Supremes hear arguments on state’s demand to control Christians’ speech

This story was originally published by the WND News Center.

The U.S. Supreme Court on Monday “signaled support” for a Colorado web designer who is fighting that state’s biased “nondiscrimination” law that penalizes her for not violating her Christian faith, according to a report from the Hill.

At issue is the leftist state’s demand that if she does any wedding websites, she must do websites promoting same-sex “marriages.”

A related issue was decided by the court only a few years ago, but the ruling was limited in that it found Jack Phillips of Masterpiece Cakeshop could not be forced into an indoctrination program by the state for refusing to promote same-sex weddings with his cake artistry.

That decision was based on the evidence that showed Colorado officials acted with hostility to Christianity.

That case also revealed the bias in the state’s law, because it imposes penalties on Christians who choose not to promote a particular customer message. But at the same time, evidence confirmed that gay bakers could refuse to create a cake that requested a quote from the Bible’s condemnation of homosexuality because they disagreed with the message.

The current case involves web designer Lorie Smith, who is fighting Colorado’s demands she creates promotions of same-sex unions.

She explains that violates the constitutional protections for her religious faith.

Justice Amy Coney Barrett at one point noted, during the court’s arguments, “Let’s just say that [The New York Times] for Gay Pride Month decides that it’s going to run — to promote and recognize same-sex marriage — only same-sex marriage announcements, turns away heterosexual announcements, not because it disparages or disagrees with opposite-sex unions but because it’s trying to promote something else.”

She asked Colorado Solicitor General Eric Olson, who was advocating for the discrimination by the state, “Can it do that? That’s a protected characteristic under the law.”

report at USA today opined that it was a “majority” of the court who appeared “sympathetic” to the web designer.

The report said, “The two-and-a-half-hour debate centered on whether same-sex couples would be denied wedding websites because of their status as LGBTQ individuals – a result that might favor the state – or whether the designer was refusing to endorse a message of approval of same-sex marriage that she says conflicts with her religious beliefs.”

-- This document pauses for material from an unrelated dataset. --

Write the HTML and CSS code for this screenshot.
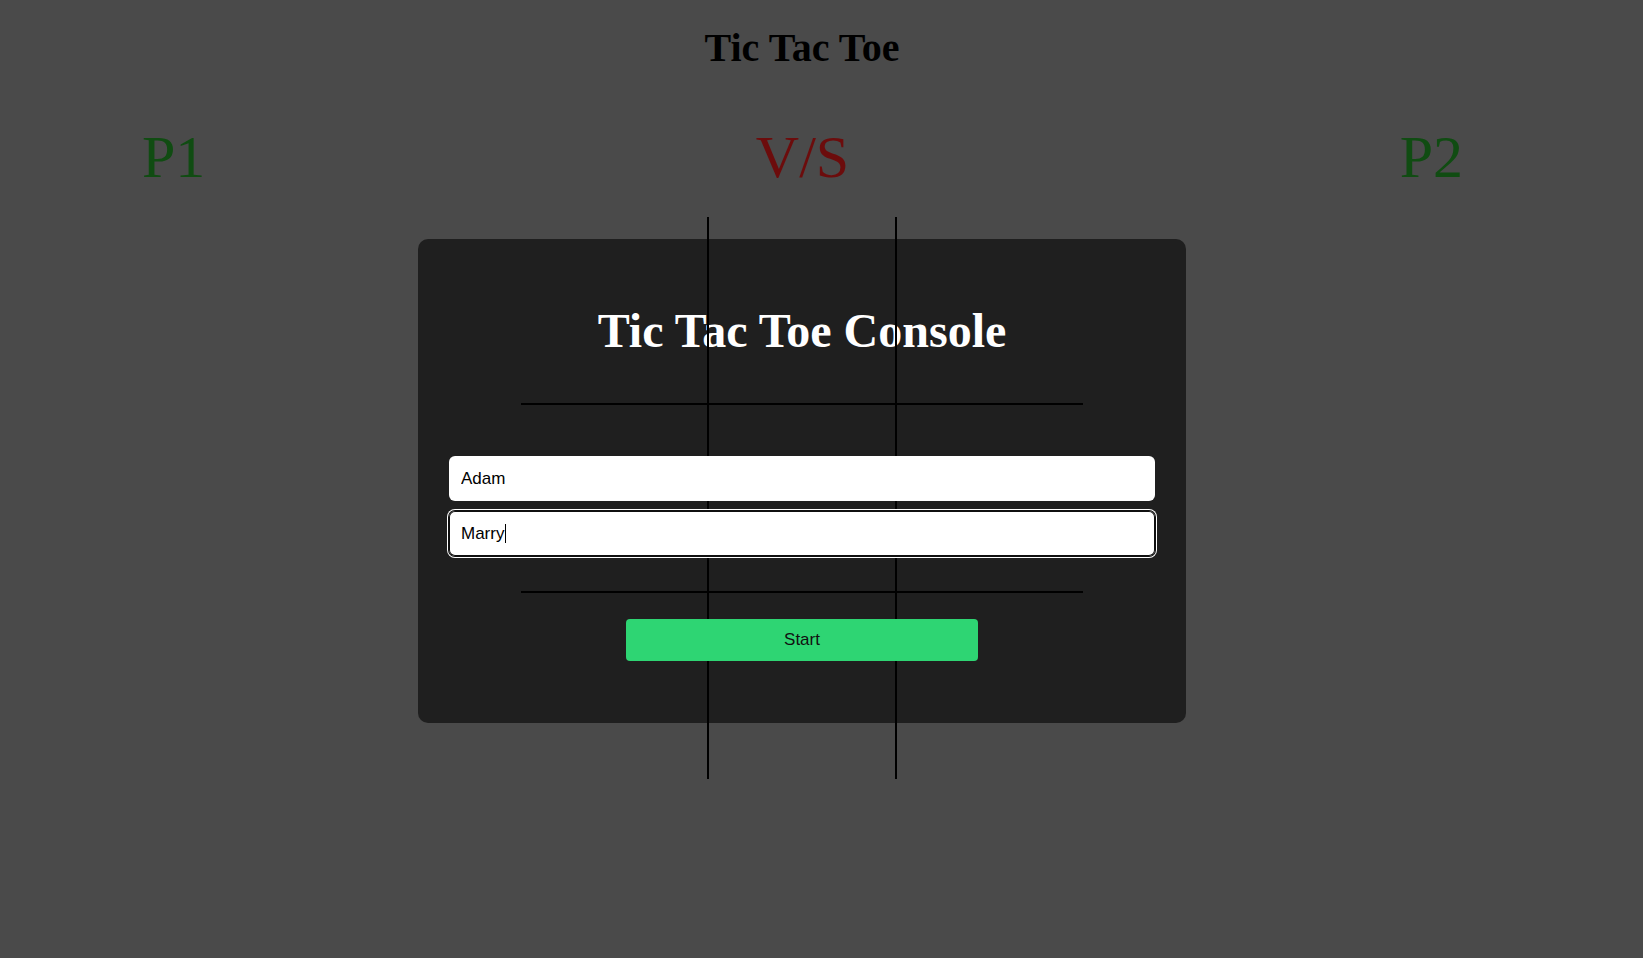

Leftists on the high court speculated that if Smith wins the case, businesses could refuse to serve interracial couples, or black people, Muslims, Jews, or a long list of others.

The report said, “Associate Justice Samuel Alito appeared to reject that argument, drawing a distinction based on who is being discriminated against. Alito repeatedly referenced a line from the Supreme Court’s landmark 2015 decision to legalize same-sex marriage in which the court said ‘many who deem same-sex marriage to be wrong reach that conclusion based on decent and honorable religious or philosophical premises.'”

Liberals on the court openly promoted the state’s agenda that includes demanding Christians violate their faith or face punishment. In Philips’ case, the state had ordered not only Philips, but his staff, to go through an indoctrination program to correct their beliefs.

At the lower court level, the 10th U.S. Circuit Court of Appeals confirmed that Smith’s websites are a form of speech, which should be protected by the Constitution. But then the judges said the state has a right to “compel” Smith to express the statements it wants to be expressed.

That, in itself, contradicts previous Supreme Court rulings against such “compelled” speech.

A ruling for Colorado’s leftist government would force artists, from painters and photographers to writers and musicians, “to do work that is against their faith,” a report explained.

Justice Neil Gorsuch pointed out that Smith sells products to any customer. But she won’t create messages, or speech, that violates her faith.